> [Directions for this task]
Without the pictures, return exactly the lines from the one with "What React and" through the one with "import React from 'react';". Both end lines belong in the copy.

> [Extracted information]
--------------------
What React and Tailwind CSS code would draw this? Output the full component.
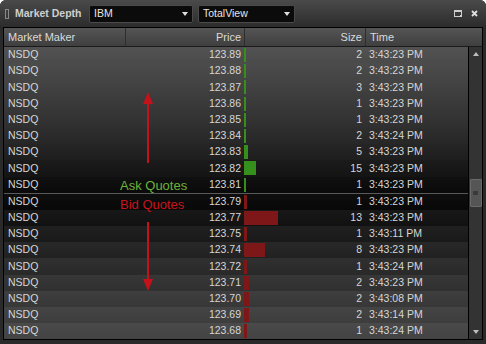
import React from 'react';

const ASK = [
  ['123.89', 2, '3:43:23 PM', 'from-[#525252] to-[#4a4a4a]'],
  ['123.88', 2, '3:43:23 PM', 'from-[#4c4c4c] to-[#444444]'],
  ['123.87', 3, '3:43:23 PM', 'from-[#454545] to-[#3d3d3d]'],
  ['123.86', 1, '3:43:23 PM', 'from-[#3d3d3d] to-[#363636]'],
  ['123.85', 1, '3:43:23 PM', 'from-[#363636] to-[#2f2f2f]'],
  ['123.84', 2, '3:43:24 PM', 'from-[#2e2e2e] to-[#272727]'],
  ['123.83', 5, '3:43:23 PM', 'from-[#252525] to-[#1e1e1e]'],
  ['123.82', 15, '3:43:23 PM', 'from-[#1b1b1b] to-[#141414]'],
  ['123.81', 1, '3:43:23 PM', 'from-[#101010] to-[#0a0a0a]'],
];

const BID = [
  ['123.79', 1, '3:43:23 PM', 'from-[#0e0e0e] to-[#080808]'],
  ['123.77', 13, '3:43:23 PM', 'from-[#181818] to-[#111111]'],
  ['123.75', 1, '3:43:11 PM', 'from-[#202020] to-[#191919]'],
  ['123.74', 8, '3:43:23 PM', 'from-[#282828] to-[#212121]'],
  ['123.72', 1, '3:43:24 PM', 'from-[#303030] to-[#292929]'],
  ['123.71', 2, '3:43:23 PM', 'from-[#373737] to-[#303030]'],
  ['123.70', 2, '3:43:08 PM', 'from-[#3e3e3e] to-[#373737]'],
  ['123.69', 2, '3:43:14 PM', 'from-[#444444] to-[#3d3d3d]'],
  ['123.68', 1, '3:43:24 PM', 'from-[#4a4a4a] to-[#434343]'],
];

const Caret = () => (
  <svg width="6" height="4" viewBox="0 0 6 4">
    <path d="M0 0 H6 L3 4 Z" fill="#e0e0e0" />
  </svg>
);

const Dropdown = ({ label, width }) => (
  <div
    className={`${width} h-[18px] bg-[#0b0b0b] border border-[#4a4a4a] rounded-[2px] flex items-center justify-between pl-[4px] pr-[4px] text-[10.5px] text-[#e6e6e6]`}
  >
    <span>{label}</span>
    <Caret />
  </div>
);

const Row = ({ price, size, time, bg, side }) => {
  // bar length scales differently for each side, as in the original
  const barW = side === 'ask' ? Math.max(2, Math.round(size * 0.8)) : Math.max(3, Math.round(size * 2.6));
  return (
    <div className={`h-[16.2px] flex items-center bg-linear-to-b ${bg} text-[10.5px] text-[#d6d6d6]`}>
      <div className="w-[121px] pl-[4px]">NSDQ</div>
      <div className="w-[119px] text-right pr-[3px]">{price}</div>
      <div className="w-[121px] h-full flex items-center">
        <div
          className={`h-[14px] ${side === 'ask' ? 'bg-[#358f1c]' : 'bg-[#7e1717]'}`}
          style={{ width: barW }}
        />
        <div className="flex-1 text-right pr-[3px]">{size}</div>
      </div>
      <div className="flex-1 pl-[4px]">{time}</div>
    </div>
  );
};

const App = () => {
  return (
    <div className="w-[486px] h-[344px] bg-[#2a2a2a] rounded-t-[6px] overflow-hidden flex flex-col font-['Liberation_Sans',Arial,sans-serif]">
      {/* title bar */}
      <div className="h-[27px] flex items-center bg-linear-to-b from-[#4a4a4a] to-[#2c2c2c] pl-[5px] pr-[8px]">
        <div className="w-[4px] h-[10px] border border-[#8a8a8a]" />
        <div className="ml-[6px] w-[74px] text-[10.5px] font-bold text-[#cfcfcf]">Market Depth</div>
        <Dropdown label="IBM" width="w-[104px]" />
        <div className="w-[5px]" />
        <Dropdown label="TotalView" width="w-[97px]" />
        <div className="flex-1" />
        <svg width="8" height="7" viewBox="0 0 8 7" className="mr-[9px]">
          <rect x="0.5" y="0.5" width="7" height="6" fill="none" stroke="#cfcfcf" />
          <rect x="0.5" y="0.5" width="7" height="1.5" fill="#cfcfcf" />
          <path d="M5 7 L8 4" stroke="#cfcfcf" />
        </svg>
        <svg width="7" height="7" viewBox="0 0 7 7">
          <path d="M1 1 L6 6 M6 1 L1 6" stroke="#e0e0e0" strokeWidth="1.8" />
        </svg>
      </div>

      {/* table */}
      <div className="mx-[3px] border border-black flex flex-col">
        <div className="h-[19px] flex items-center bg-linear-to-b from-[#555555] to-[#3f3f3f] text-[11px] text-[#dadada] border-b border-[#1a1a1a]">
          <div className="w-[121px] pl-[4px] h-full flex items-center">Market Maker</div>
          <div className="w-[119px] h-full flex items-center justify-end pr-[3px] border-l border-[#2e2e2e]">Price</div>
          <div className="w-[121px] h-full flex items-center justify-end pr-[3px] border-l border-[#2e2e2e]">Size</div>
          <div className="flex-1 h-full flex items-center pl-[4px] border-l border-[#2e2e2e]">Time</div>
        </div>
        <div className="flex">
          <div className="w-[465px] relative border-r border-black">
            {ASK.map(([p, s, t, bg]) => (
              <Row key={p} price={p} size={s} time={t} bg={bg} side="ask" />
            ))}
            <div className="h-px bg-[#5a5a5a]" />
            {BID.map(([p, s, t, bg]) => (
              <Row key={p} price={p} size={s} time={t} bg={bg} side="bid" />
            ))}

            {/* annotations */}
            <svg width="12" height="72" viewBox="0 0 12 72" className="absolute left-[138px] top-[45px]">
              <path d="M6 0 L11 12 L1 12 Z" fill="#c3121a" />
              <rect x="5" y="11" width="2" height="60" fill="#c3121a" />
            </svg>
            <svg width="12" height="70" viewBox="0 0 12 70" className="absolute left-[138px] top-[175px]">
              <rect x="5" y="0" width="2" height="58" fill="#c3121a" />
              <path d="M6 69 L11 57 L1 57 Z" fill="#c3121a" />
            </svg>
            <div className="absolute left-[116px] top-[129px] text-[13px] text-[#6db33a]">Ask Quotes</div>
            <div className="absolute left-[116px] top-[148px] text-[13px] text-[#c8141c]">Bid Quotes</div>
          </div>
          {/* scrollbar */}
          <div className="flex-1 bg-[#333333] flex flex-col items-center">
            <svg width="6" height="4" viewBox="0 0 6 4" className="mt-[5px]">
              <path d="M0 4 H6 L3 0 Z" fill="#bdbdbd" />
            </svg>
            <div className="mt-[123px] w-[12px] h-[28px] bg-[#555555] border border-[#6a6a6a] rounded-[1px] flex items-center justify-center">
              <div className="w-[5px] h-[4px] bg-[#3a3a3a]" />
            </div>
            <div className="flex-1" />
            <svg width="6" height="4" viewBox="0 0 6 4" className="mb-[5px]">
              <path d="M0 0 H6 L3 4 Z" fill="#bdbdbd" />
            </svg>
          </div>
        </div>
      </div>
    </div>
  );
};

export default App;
--------------------
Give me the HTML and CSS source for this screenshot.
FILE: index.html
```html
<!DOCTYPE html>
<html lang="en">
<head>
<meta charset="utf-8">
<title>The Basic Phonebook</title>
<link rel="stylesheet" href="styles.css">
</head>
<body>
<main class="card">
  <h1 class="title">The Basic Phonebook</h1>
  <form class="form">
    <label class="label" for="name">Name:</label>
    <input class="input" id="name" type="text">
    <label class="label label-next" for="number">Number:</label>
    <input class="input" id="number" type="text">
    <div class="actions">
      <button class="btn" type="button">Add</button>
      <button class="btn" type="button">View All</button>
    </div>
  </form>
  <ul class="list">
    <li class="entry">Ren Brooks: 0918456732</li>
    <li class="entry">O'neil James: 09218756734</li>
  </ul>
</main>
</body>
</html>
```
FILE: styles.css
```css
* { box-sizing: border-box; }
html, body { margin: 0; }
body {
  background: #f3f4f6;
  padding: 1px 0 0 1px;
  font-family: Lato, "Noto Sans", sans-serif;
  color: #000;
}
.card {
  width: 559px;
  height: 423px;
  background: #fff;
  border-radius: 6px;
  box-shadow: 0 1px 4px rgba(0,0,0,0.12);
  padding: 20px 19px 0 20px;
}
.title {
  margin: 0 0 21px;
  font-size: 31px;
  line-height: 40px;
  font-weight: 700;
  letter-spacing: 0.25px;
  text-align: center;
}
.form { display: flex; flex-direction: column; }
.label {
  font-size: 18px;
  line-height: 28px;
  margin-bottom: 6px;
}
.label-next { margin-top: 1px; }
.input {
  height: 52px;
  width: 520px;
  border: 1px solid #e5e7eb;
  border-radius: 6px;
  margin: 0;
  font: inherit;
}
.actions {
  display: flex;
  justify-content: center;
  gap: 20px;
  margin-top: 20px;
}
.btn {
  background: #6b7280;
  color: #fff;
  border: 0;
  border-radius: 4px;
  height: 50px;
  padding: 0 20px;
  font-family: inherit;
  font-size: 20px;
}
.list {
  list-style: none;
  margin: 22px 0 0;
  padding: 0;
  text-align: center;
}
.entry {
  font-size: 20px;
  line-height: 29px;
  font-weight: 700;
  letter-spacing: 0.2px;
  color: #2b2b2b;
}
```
--------------------
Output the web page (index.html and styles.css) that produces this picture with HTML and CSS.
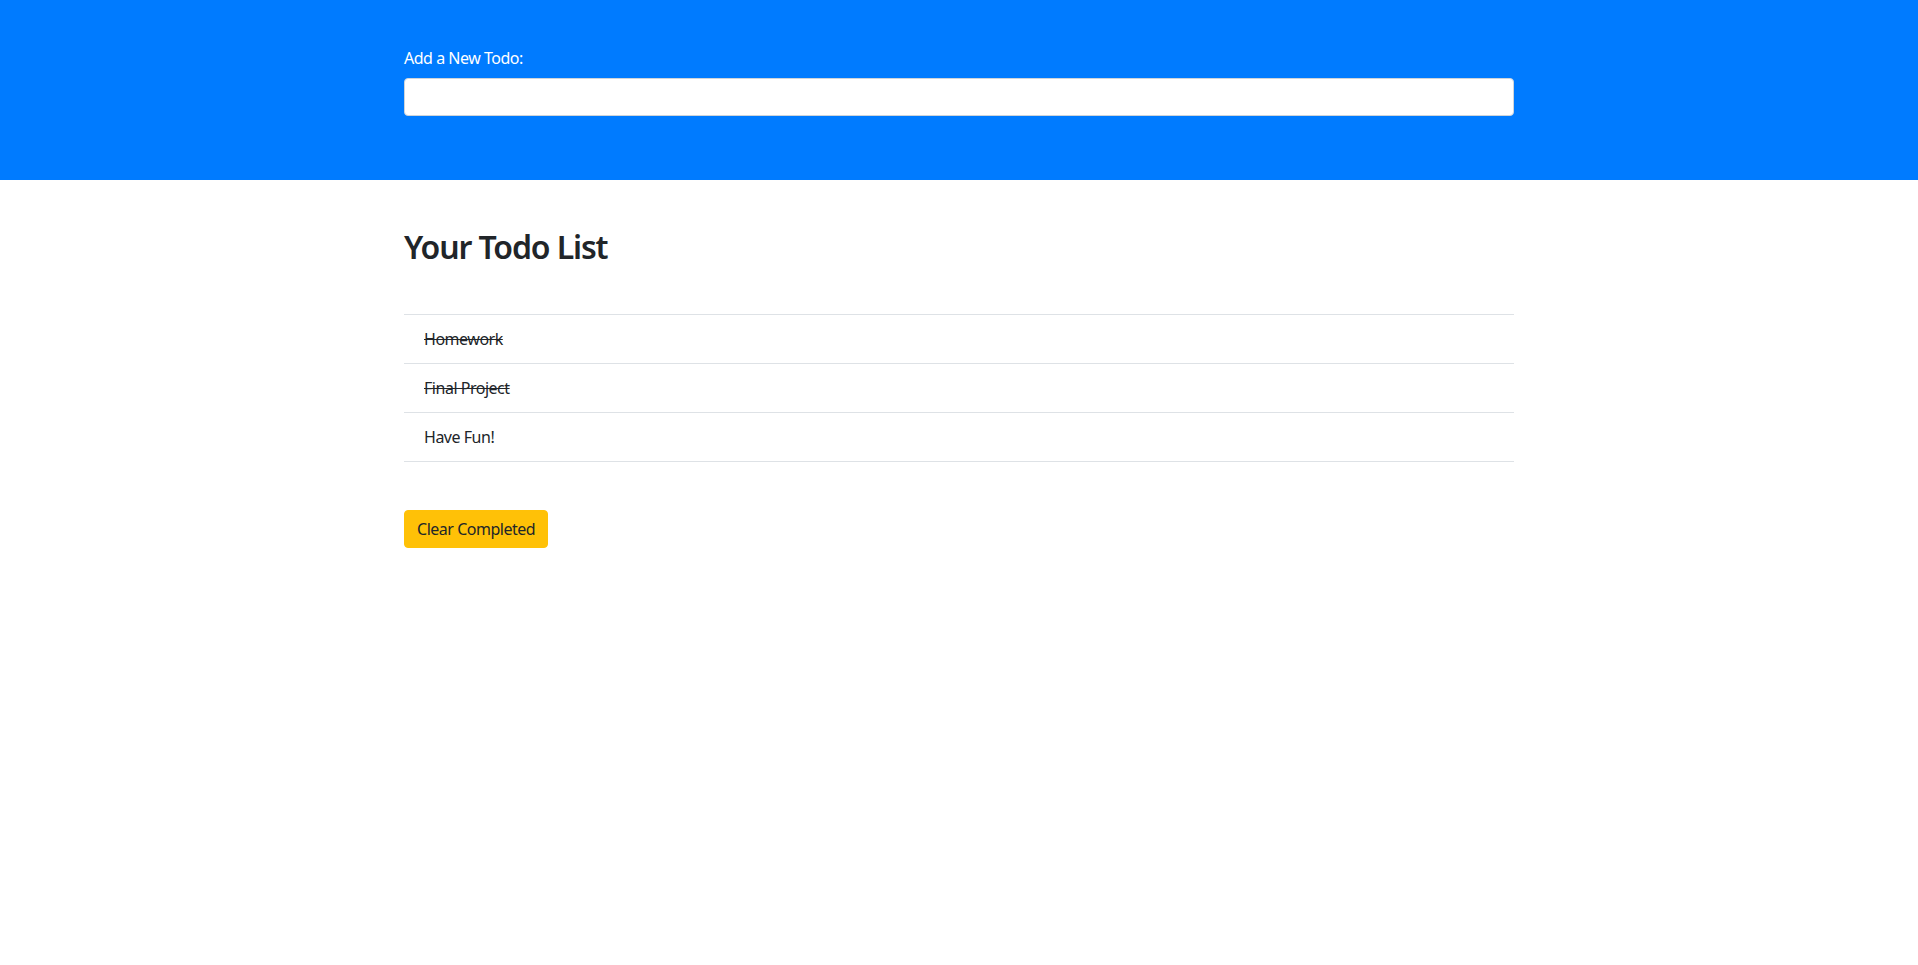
--------------------
> [Full answer]
What React and Tailwind CSS code would draw this? Output the full component.
import React from 'react';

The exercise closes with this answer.